Chief of the Defence Staff of Sierra Leone
- In office April 1998 – April 2000
- President: Ahmad Tejan Kabbah
- Preceded by: Hassan Conteh
- Succeeded by: Tom Carew

Commander, ECOMOG Peacekeeping Force, Sierra Leone
- In office August 1997 – April 1998
- Preceded by: Brig-Gen. Abu Ahmadu
- Succeeded by: Maj-Gen. Felix Mujakperuo

Personal details
- Born: Maxwell Mitikishe Khobe 1 January 1950 Zekun, Northern Region, British Nigeria (now in Adamawa State, Nigeria)
- Died: 18 April 2000 (aged 50)
- Alma mater: Nigerian Defence Academy; Armed Forces Command and Staff College, Jaji;
- Occupation: Military officer

Military service
- Allegiance: Nigeria
- Branch/service: Nigerian Army
- Years of service: 1969–2000
- Rank: Brigadier General
- Commands: ECOMOG; Republic of Sierra Leone Armed Forces;

= Maxwell Khobe =

Nigerian general (1950–2000)

Maxwell Mitikishe Khobe (1 January 1950 – 18 April 2000) was a Nigerian army brigadier general who was the commander of the ECOMOG Peacekeeping Force in Sierra Leone from 1997 to 1998, and the Chief of the Defence Staff of Sierra Leone from 1998 to 2000.

==Background & education==
Khobe was born in Zekun, Adamawa State and attended the Native Authority Junior Primary School, Dong from 1958 to 1961 and Native Authority Senior Primary School, Numan, from 1962 to 1963. He later attended the Church of the Brethren Mission, Waka Secondary School, Biu, in Borno State from 1964 to 1968. In September 1969, he enlisted as a soldier and subsequently enrolled in the Nigerian Defence Academy (NDA) Short Service Combatant Course 11 from 29 March 1971 until 13 September 1971 when he was commissioned an Infantry 2nd Lieutenant with seniority effective from 29 March 1971.

==Career==
After playing a commendable role during the so called Dimka coup attempt of 1976, Khobe was encouraged to apply for transfer to the Armoured Corps as a Captain (which he became in 1977), having already attended the Young Officer’s Course (Infantry) and a number of support weapons courses at the School of Infantry. After joining the Armoured corps, he attended the Armoured Officers Basic Course at Fort Knox, Kentucky and later, the Advanced Armour Officer's Course. He also attended a Gunnery course at the Royal Armoured Corps School, Bovington Camp, UK.

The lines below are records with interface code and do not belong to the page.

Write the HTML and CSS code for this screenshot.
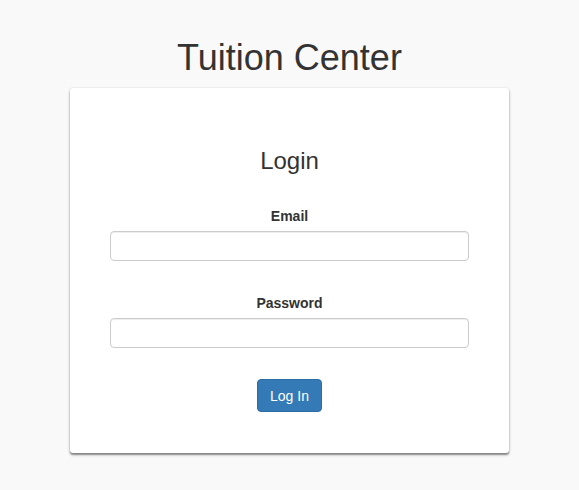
FILE: index.html
```html
<!DOCTYPE html>
<html>
<head>
<meta charset="utf-8">
<link rel="stylesheet" href="styles.css">
</head>
<body>
<div class="page">
  <h1 class="title">Tuition Center</h1>
  <div class="card">
    <h3 class="card-title">Login</h3>
    <form class="form">
      <div class="field">
        <label class="label">Email</label>
        <input class="input" type="text">
      </div>
      <div class="field field-last">
        <label class="label">Password</label>
        <input class="input" type="password">
      </div>
      <div class="actions">
        <button class="btn" type="button">Log In</button>
      </div>
    </form>
  </div>
</div>
</body>
</html>
```
FILE: styles.css
```css
html, body {
  margin: 0;
  padding: 0;
}
body {
  background: #f9f9f9;
  font-family: "Liberation Sans", Arial, Helvetica, sans-serif;
  font-size: 14px;
  line-height: 20px;
  color: #333;
}
.page {
  display: flex;
  flex-direction: column;
  align-items: center;
  padding-top: 38px;
  padding-bottom: 30px;
}
.title {
  margin: 0;
  font-size: 36px;
  line-height: 39.6px;
  font-weight: 500;
  color: #333;
  text-align: center;
}
.card {
  margin-top: 10px;
  width: 439px;
  box-sizing: border-box;
  background: #fff;
  border-radius: 3px;
  box-shadow: 0 0 2px rgba(0,0,0,0.14), 0 2px 1px rgba(0,0,0,0.22), 0 2px 3px rgba(0,0,0,0.3);
  padding: 60px 40px 41px;
}
.card-title {
  margin: 0;
  font-size: 24px;
  line-height: 26.4px;
  font-weight: 500;
  text-align: center;
}
.form {
  margin-top: 32px;
  display: flex;
  flex-direction: column;
}
.field {
  display: flex;
  flex-direction: column;
  align-items: center;
  margin-bottom: 32px;
}
.field-last {
  margin-bottom: 31px;
}
.label {
  font-weight: bold;
  margin-bottom: 5px;
}
.input {
  box-sizing: border-box;
  width: 359px;
  height: 30px;
  border: 1px solid #ccc;
  border-radius: 4px;
  box-shadow: inset 0 1px 1px rgba(0,0,0,0.075);
  padding: 4px 12px;
  font-size: 14px;
  font-family: inherit;
  margin: 0;
}
.actions {
  display: flex;
  justify-content: center;
}
.btn {
  box-sizing: border-box;
  height: 33px;
  padding: 0 12px;
  background: #337ab7;
  border: 1px solid #2e6da4;
  border-radius: 4px;
  color: #fff;
  font-family: inherit;
  font-size: 14px;
  line-height: 20px;
  cursor: pointer;
}
```
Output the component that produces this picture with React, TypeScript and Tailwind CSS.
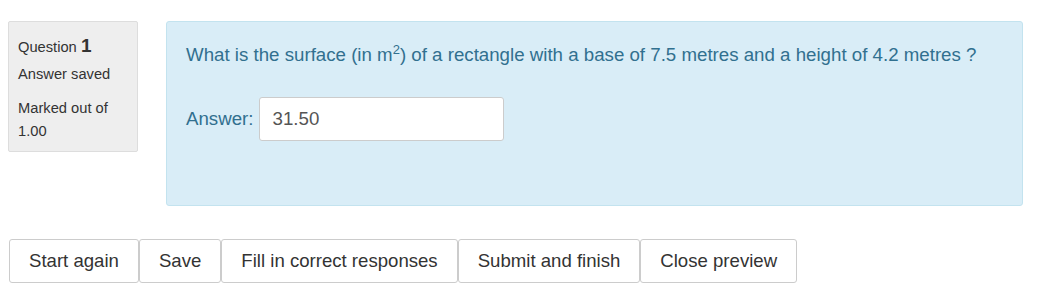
export default function App() {
  const buttons = ["Start again", "Save", "Fill in correct responses", "Submit and finish", "Close preview"];

  return (
    <div className="w-[1037px] h-[297px] bg-white font-['Liberation_Sans',Arial,sans-serif] overflow-hidden">
      <div className="flex items-start pt-[21px] pl-[8px] pr-[14px]">
        {/* Question info */}
        <div className="w-[130px] h-[131px] shrink-0 bg-[#eeeeee] border border-[#dddddd] rounded-[2px] px-[9px] pt-[11px] text-[#333333] text-[14.7px] leading-[1.5]">
          <div className="leading-[26px]">
            Question <span className="font-bold text-[19px]">1</span>
          </div>
          <div className="mt-[4px] leading-[20px]">Answer saved</div>
          <div className="mt-[13px] leading-[23px]">
            Marked out of
            <br />
            1.00
          </div>
        </div>

        {/* Question content */}
        <div className="ml-[28px] flex-1 h-[185px] bg-[#d9edf7] border border-[#c3e3ef] rounded-[3px] px-[19px] pt-[20px] text-[#31708f] text-[18.7px]">
          <p className="leading-[26px]">
            What is the surface (in m<sup className="text-[13px] relative -top-[7px]">2</sup>) of a rectangle with a base of 7.5 metres and a height of 4.2 metres ?
          </p>
          <div className="flex items-center mt-[29px]">
            <span className="mr-[5px]">Answer:</span>
            <div className="w-[245px] h-[44px] bg-white border border-[#cccccc] rounded-[3px] flex items-center px-[13px] text-[#555555]">
              31.50
            </div>
          </div>
        </div>
      </div>

      {/* Controls */}
      <div className="flex pl-[9px] mt-[33px]">
        {buttons.map((b) => (
          <button
            key={b}
            className="h-[44px] px-[19px] bg-white border border-[#cccccc] rounded-[3px] text-[#333333] text-[18.6px] leading-none"
          >
            {b}
          </button>
        ))}
      </div>
    </div>
  );
}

Khobe was 2nd-In-Command of 245 Recce Battalion Ikeja under then Capt. Martin Luther Agwai (who would later become Chief of Army Staff) and was responsible for coordinating the training program of that battalion.

He attended the Armed Forces Command and Staff College, Jaji in 1983 and was promoted Major in 1984. In August 1985, he led a unit of Tanks in Lagos during the palace coup that removed Major General Muhammadu Buhari from power, ushering in fellow Armoured Corps officer, Major General Ibrahim Babangida. He was awarded the Forces Services Star in 1986 and became a Lieutenant-Colonel in 1989. He served four tours of duty in Liberia getting ECOMOG Liberia medals for each one. In addition he won the coveted Nigerian Army Chief of Army Staff Commendation Award and became a Colonel in 1994.

On 12 February 1998, he led the ECOMOG Ground Task Force assault that removed Major Johnny Paul Koroma from power and restored the elected government of President Ahmed Tejan Kabbah. He was promoted Brigadier General and later assumed the position of Chief of Defence Staff of Sierra Leone.

==Dates of promotion==

| Year | Insignia | Rank |
|---|---|---|
| 1971 |  | Second lieutenant (Commissioned) |
| 1974 |  | Lieutenant |
| 1977 |  | Captain |
| 1984 |  | Major |
| 1989 |  | Lieutenant colonel |
| 1994 |  | Colonel |
| 1998 |  | Brigadier general |

==Death==
Khobe died of encephalitis on 18 April 2000 at the St. Nicholas Hospital in Lagos one week after being evacuated back home from Sierra Leone. Following Khobe's death, the Rukuba Cantonment Jos was renamed Maxwell Khobe Cantonment.